Dita Parker

Monday, May 24, 2010

Into the great wide open

Okay, that's done. Last week, I mean. Good riddance. There was a lesson there, I bet. The rejection mail was educational, and losing the laptop got me in touch with Linux. Except I wasn't up to learning Linux. I know many swear by it, but I just swore. I wanted something that worked, right now, for me, my way. And so by Sunday I felt like a crybaby, and I do hate feeling and acting and talking like a crybaby.

The more I learn of the world, the more I understand how little I do know. The more I read, the more I come across things I should be reading and looking into. The more I travel the more privileged I feel and the less inclined I am to sweat the small stuff. And we do sweat the small stuff, way too much and all too often.

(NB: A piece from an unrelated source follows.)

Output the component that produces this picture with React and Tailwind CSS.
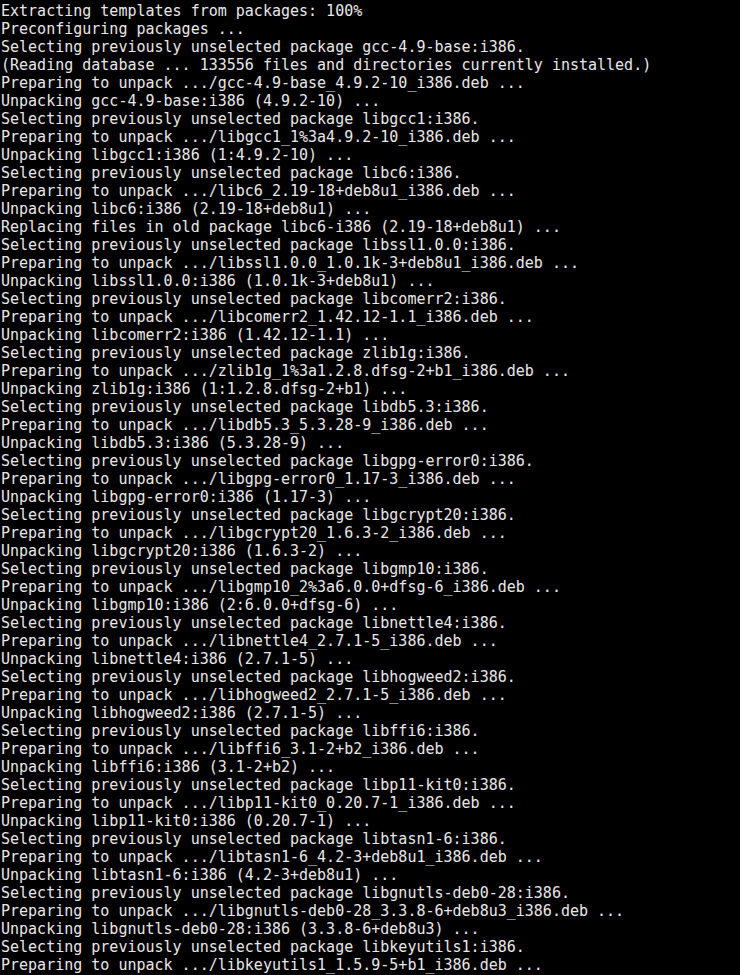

Your editor rejected you then your laptop died. The sun stopped shining, the temperature dropped, stupid brown hare ate all your crocuses, and the kids are at each other. Cry me a river. An ocean while you're at it. There's a term that escapes me but which explains our myopia and much of our depressed thoughts. I guess the layman's equivalent would be a lack of sense of proportion.

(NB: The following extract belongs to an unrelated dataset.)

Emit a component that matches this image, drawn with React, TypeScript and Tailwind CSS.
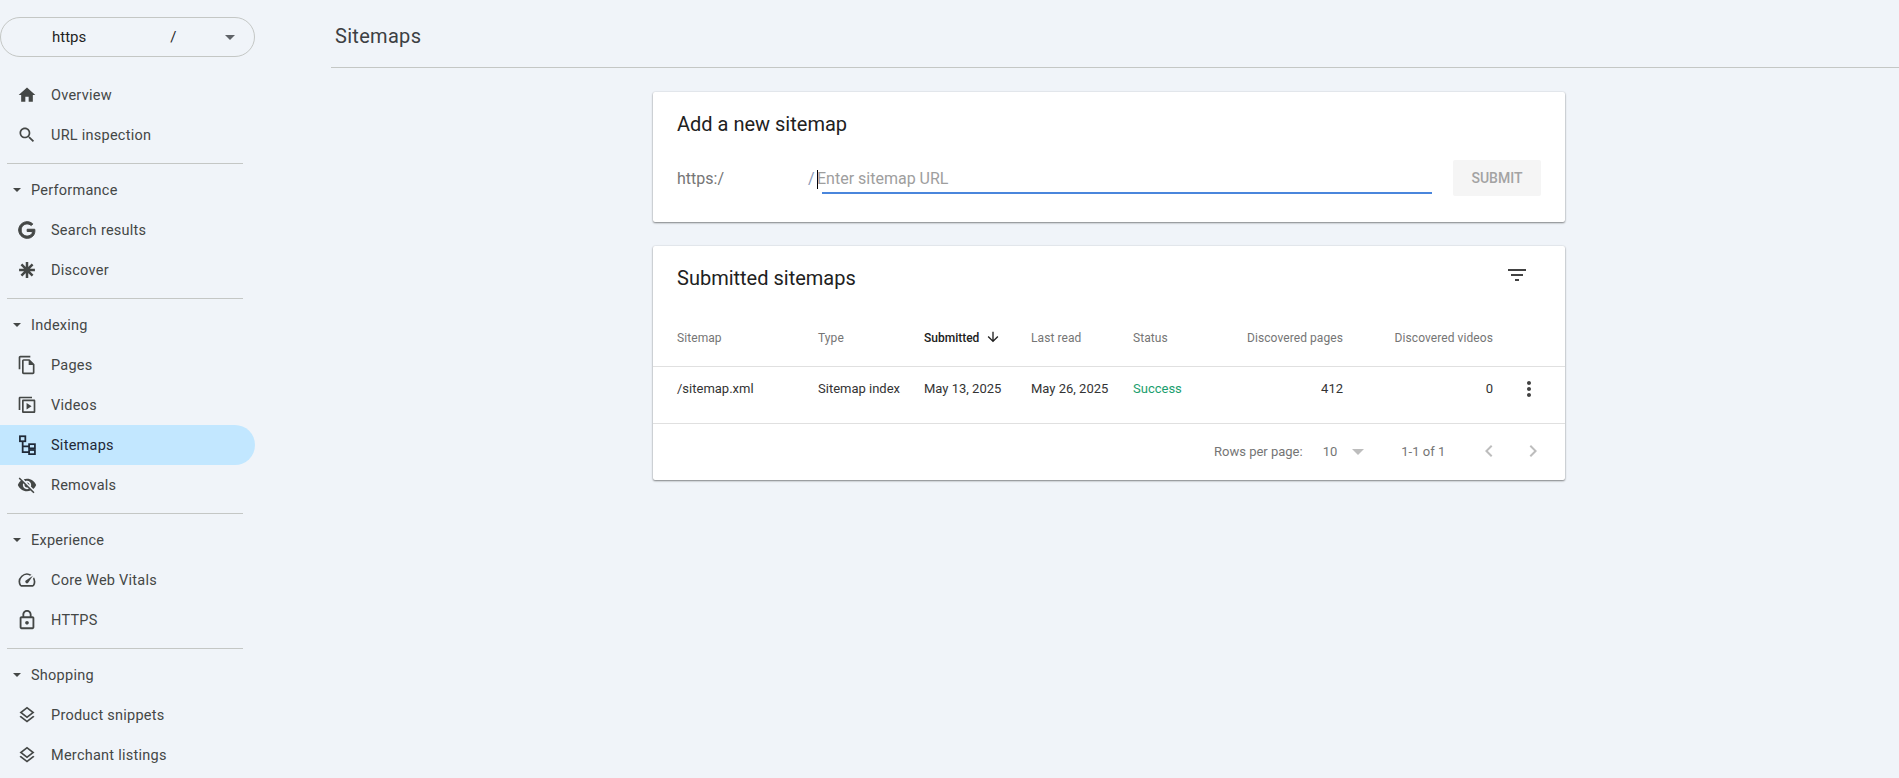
import React from 'react';

const paths: Record<string, string> = {
  home: 'M10 20v-6h4v6h5v-8h3L12 3 2 12h3v8z',
  search: 'M15.5 14h-.79l-.28-.27C15.41 12.59 16 11.11 16 9.5 16 5.91 13.09 3 9.5 3S3 5.91 3 9.5 5.91 16 9.5 16c1.61 0 3.09-.59 4.23-1.57l.27.28v.79l5 4.99L20.49 19l-4.99-5zm-6 0C7.01 14 5 11.99 5 9.5S7.01 5 9.5 5 14 7.01 14 9.5 11.99 14 9.5 14z',
  google: 'M21.35 11.1h-9.17v2.73h6.51c-.33 3.81-3.5 5.44-6.5 5.44C8.36 19.27 5 16.25 5 12c0-4.1 3.2-7.27 7.2-7.27 3.09 0 4.9 1.97 4.9 1.97L19 4.72S16.56 2 12.1 2C6.42 2 2.03 6.8 2 12c0 5.05 4.13 10 10.22 10 5.35 0 9.25-3.67 9.25-9.09 0-1.15-.15-1.81-.15-1.81z',
  pages: 'M16 1H4c-1.1 0-2 .9-2 2v14h2V3h12V1zm-1 4H8c-1.1 0-1.99.9-1.99 2L6 21c0 1.1.89 2 1.99 2H19c1.1 0 2-.9 2-2V11l-6-6zM8 21V7h6v5h5v9H8z',
  removals: 'M12 7c2.76 0 5 2.24 5 5 0 .65-.13 1.26-.36 1.83l2.92 2.92c1.51-1.26 2.7-2.89 3.43-4.75-1.73-4.39-6-7.5-11-7.5-1.4 0-2.74.25-3.98.7l2.16 2.16C10.74 7.13 11.35 7 12 7zM2 4.27l2.28 2.28.46.46C3.08 8.3 1.78 10.02 1 12c1.73 4.39 6 7.5 11 7.5 1.55 0 3.03-.3 4.38-.84l.42.42L19.73 22 21 20.73 3.27 3 2 4.27zM7.53 9.8l1.55 1.55c-.05.21-.08.43-.08.65 0 1.66 1.34 3 3 3 .22 0 .44-.03.65-.08l1.55 1.55c-.67.33-1.41.53-2.2.53-2.76 0-5-2.24-5-5 0-.79.2-1.53.53-2.2zm4.31-.78l3.15 3.15.02-.16c0-1.66-1.34-3-3-3l-.17.01z',
  speed: 'M20.38 8.57l-1.23 1.85a8 8 0 0 1-.22 7.58H5.07A8 8 0 0 1 15.58 6.85l1.85-1.23A10 10 0 0 0 3.35 19a2 2 0 0 0 1.72 1h13.85a2 2 0 0 0 1.74-1 10 10 0 0 0-.27-10.44zm-9.79 6.84a2 2 0 0 0 2.83 0l5.66-8.49-8.49 5.66a2 2 0 0 0 0 2.83z',
  lock: 'M18 8h-1V6c0-2.76-2.24-5-5-5S7 3.24 7 6v2H6c-1.1 0-2 .9-2 2v10c0 1.1.9 2 2 2h12c1.1 0 2-.9 2-2V10c0-1.1-.9-2-2-2zM9 6c0-1.66 1.34-3 3-3s3 1.34 3 3v2H9V6zm9 14H6V10h12v10zm-6-3c1.1 0 2-.9 2-2s-.9-2-2-2-2 .9-2 2 .9 2 2 2z',
  layers: 'M11.99 18.54l-7.37-5.73L3 14.07l9 7 9-7-1.63-1.27-7.38 5.74zM12 16l7.36-5.73L21 9l-9-7-9 7 1.63 1.27L12 16zm0-11.47L17.74 9 12 13.47 6.26 9 12 4.53z',
  filter: 'M10 18h4v-2h-4v2zM3 6v2h18V6H3zm3 7h12v-2H6v2z',
  down: 'M20 12l-1.41-1.41L13 16.17V4h-2v12.17l-5.58-5.59L4 12l8 8 8-8z',
  more: 'M12 8c1.1 0 2-.9 2-2s-.9-2-2-2-2 .9-2 2 .9 2 2 2zm0 2c-1.1 0-2 .9-2 2s.9 2 2 2 2-.9 2-2-.9-2-2-2zm0 6c-1.1 0-2 .9-2 2s.9 2 2 2 2-.9 2-2-.9-2-2-2z',
  prev: 'M15.41 7.41L14 6l-6 6 6 6 1.41-1.41L10.83 12z',
  next: 'M10 6L8.59 7.41 13.17 12l-4.58 4.59L10 18l6-6z',
};

const Icon = ({ name, className }: { name: string; className?: string }) => (
  <svg viewBox="0 0 24 24" fill="currentColor" className={className}>
    <path d={paths[name]} />
  </svg>
);

const GoogleIcon = () => (
  <svg viewBox="0 0 24 24" className="w-5 h-5" fill="currentColor" stroke="currentColor" strokeWidth="1.2">
    <path d={paths.google} />
  </svg>
);

const Asterisk = () => (
  <svg viewBox="0 0 24 24" className="w-5 h-5" stroke="currentColor" strokeWidth="3" fill="none">
    <path d="M12 2.500v19M2.500 12h19M5.300 5.300l13.400 13.400M18.700 5.300L5.300 18.700" />
  </svg>
);

const VideoStack = () => (
  <svg viewBox="0 0 24 24" className="w-5 h-5" fill="currentColor">
    <path d="M2 3.500C2 2.700 2.700 2 3.500 2H18v2H4v14H2z" />
    <path fillRule="evenodd" d="M7.500 5.500h13c.8 0 1.500.7 1.500 1.500v13c0 .8-.7 1.500-1.500 1.500h-13C6.700 21.500 6 20.800 6 20V7c0-.8.7-1.500 1.500-1.500zM8 7.500v12h12v-12z" />
    <path d="M11.500 9.500v8l6-4z" />
  </svg>
);

const SitemapIcon = () => (
  <svg viewBox="0 0 24 24" className="w-5 h-5" fill="none" stroke="currentColor" strokeWidth="2.1">
    <rect x="3.500" y="1.500" width="6.500" height="6" />
    <rect x="14.500" y="11" width="7" height="5" />
    <rect x="14.500" y="18" width="7" height="5" />
    <path d="M6.800 7.500v13h7.700M6.800 13.500h7.700" />
  </svg>
);

const NavIcon = ({ name }: { name: string }) => {
  if (name === 'google') return <GoogleIcon />;
  if (name === 'asterisk') return <Asterisk />;
  if (name === 'video') return <VideoStack />;
  if (name === 'sitemap') return <SitemapIcon />;
  if (name === 'lock') return <Icon name="lock" className="w-[22px] h-[22px] -mx-px" />;
  return <Icon name={name} className="w-5 h-5" />;
};

const NavItem = ({ icon, label, active }: { icon: string; label: string; active?: boolean }) => (
  <div
    className={`flex items-center h-10 w-[255px] pl-[17px] rounded-r-full ${
      active ? 'bg-[#c2e7ff] text-[#1f2937]' : 'text-[#444746]'
    }`}
  >
    <NavIcon name={icon} />
    <span className="ml-[14px] pt-[2px] text-[14.5px] tracking-[0.25px]">{label}</span>
  </div>
);

const NavHeader = ({ label }: { label: string }) => (
  <div className="flex items-center h-10 pl-[13px] text-[#444746]">
    <span className="w-0 h-0 border-x-[4px] border-x-transparent border-t-[4px] border-t-[#444746]" />
    <span className="ml-[10px] pt-[1px] text-[14.5px] tracking-[0.25px]">{label}</span>
  </div>
);

const Divider = () => <div className="mt-2 mb-[6px] ml-[7px] w-[236px] h-px bg-[#c4c7c5]" />;

const Sidebar = () => (
  <aside className="w-[331px] shrink-0 pt-[17px]">
    <div className="flex items-center w-[255px] h-10 mb-[18px] border border-[#c4c7c5] rounded-full pl-[51px] pr-[19px] text-[15px] text-[#1f1f1f]">
      <span>https</span>
      <span className="ml-[84px]">/</span>
      <span className="ml-auto w-0 h-0 border-x-[5px] border-x-transparent border-t-[5px] border-t-[#5f6368]" />
    </div>
    <NavItem icon="home" label="Overview" />
    <NavItem icon="search" label="URL inspection" />
    <Divider />
    <NavHeader label="Performance" />
    <NavItem icon="google" label="Search results" />
    <NavItem icon="asterisk" label="Discover" />
    <Divider />
    <NavHeader label="Indexing" />
    <NavItem icon="pages" label="Pages" />
    <NavItem icon="video" label="Videos" />
    <NavItem icon="sitemap" label="Sitemaps" active />
    <NavItem icon="removals" label="Removals" />
    <Divider />
    <NavHeader label="Experience" />
    <NavItem icon="speed" label="Core Web Vitals" />
    <NavItem icon="lock" label="HTTPS" />
    <Divider />
    <NavHeader label="Shopping" />
    <NavItem icon="layers" label="Product snippets" />
    <NavItem icon="layers" label="Merchant listings" />
  </aside>
);

const cardClass =
  'w-[912px] bg-white rounded-[2px] shadow-[0_1px_2px_rgba(0,0,0,0.45),0_0_2px_rgba(0,0,0,0.12)]';

const AddSitemap = () => (
  <section className={`${cardClass} h-[130px] px-6`}>
    <h2 className="pt-[20px] text-[20px] leading-6 text-[#212121]">Add a new sitemap</h2>
    <div className="flex items-start mt-[31px]">
      <span className="text-[16px] leading-6 text-[#757575] w-[131px]">https:/</span>
      <span className="text-[16px] leading-6 text-[#8a9ab8] w-[9px]">/</span>
      <div className="w-[615px]">
        <div className="flex items-center h-6">
          <span className="w-px h-[19px] bg-black" />
          <input
            placeholder="Enter sitemap URL"
            className="flex-1 -ml-px text-[16px] bg-transparent outline-none placeholder:text-[#9e9e9e]"
          />
        </div>
        <div className="mt-px ml-[5px] h-[2px] w-[610px] bg-[#4a86dc]" />
      </div>
      <button className="ml-[21px] -mt-[7px] w-[88px] h-9 bg-[#f5f5f5] text-[14px] font-medium text-[#a3a3a3] rounded-[2px]">
        SUBMIT
      </button>
    </div>
  </section>
);

const rowGrid = 'grid grid-cols-[141px_106px_107px_102px_60px_150px_150px_1fr] px-6 items-center';

const SubmittedSitemaps = () => (
  <section className={`${cardClass} h-[234px] mt-6`}>
    <div className="flex items-center justify-between h-[64px] pl-6 pr-[36px]">
      <h2 className="text-[20px] text-[#212121]">Submitted sitemaps</h2>
      <Icon name="filter" className="w-6 h-6 -mt-[6px] text-[#424242]" />
    </div>
    <div className={`${rowGrid} h-[57px] pb-[1px] border-b border-[#e0e0e0] text-[12px] tracking-[0.08px] text-[#757575]`}>
      <span>Sitemap</span>
      <span>Type</span>
      <span className="flex items-center font-medium tracking-normal text-[#212121]">
        Submitted
        <Icon name="down" className="w-4 h-4 ml-[6px] -mt-[2px]" />
      </span>
      <span>Last read</span>
      <span>Status</span>
      <span className="text-right">Discovered pages</span>
      <span className="text-right">Discovered videos</span>
    </div>
    <div className={`${rowGrid} h-[57px] pb-[13px] border-b border-[#e0e0e0] text-[13px] text-[#333333]`}>
      <span>/sitemap.xml</span>
      <span>Sitemap index</span>
      <span>May 13, 2025</span>
      <span>May 26, 2025</span>
      <span className="text-[#1a9e6e]">Success</span>
      <span className="text-right">412</span>
      <span className="text-right">0</span>
      <span className="pl-6">
        <Icon name="more" className="w-6 h-6 text-[#424242]" />
      </span>
    </div>
    <div className="flex items-center h-[56px] pl-[561px] text-[13px] text-[#757575]">
      <span>Rows per page:</span>
      <span className="ml-5">10</span>
      <span className="ml-[15px] w-0 h-0 border-x-[6px] border-x-transparent border-t-[6px] border-t-[#bdbdbd]" />
      <span className="ml-[37px]">1-1 of 1</span>
      <Icon name="prev" className="w-6 h-6 ml-8 -mt-[3px] text-[#bdbdbd]" />
      <Icon name="next" className="w-6 h-6 ml-5 -mt-[3px] text-[#bdbdbd]" />
    </div>
  </section>
);

export default function App() {
  return (
    <div className="flex h-[778px] overflow-hidden bg-[#f0f4f9] font-['Roboto',sans-serif]">
      <Sidebar />
      <main className="flex-1">
        <header className="h-[68px] border-b border-[#c4c7c5] pl-1 pt-[23px]">
          <h1 className="text-[20px] leading-[26px] tracking-[0.3px] text-[#3c4043]">Sitemaps</h1>
        </header>
        <div className="pl-[322px] pt-6">
          <AddSitemap />
          <SubmittedSitemaps />
        </div>
      </main>
    </div>
  );
}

We don't compare ourselves, our lives or our circumstances to those less fortunate, much much less, say a single mother in Sierra Leone. We look at our neighbors, our friends, our peers, and feel disadvantaged. That is nuts. A misconception. The more time we spend wrapped up in ourselves, the smaller our frame of reference, the less content we feel. When it's all we know, we really don't know much. In that sense we are poor and in none other.

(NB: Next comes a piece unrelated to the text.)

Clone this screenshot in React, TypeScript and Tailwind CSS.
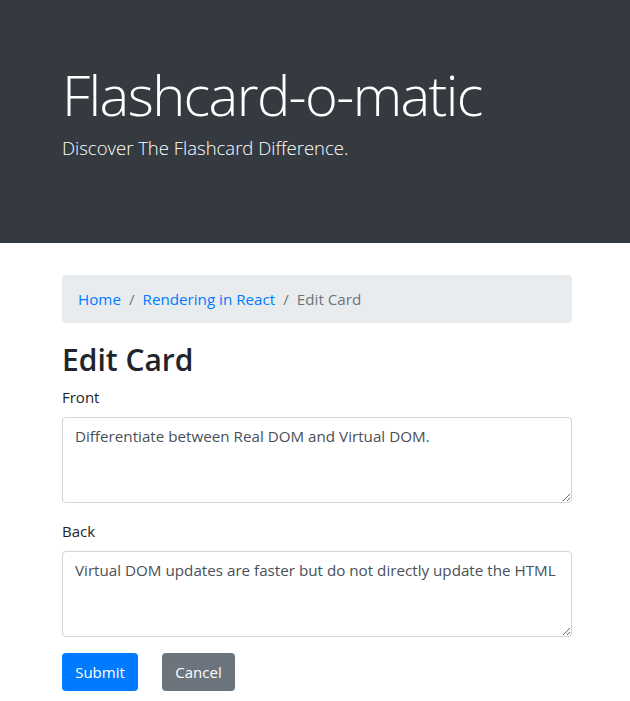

The more you venture outside yourself the more you understand your truth, your reality, is only that, yours. Almost seven billion other possibilities of seeing and interpreting and understanding the world, of living. As valid, as precious, as unique. Some find that thought depressing. I find it liberating and sobering and a comfort somehow. It doesn't have to make you feel small and meaningless. Let it make you feel ten feet tall and priceless. No better than the next man and no less deserving.

It's not my mission to educate, it's to learn. It's not my place to tell you this is how you do it, it's to ask how do you do it. Except I just did, didn't I? Oh well. This concludes today's sermon.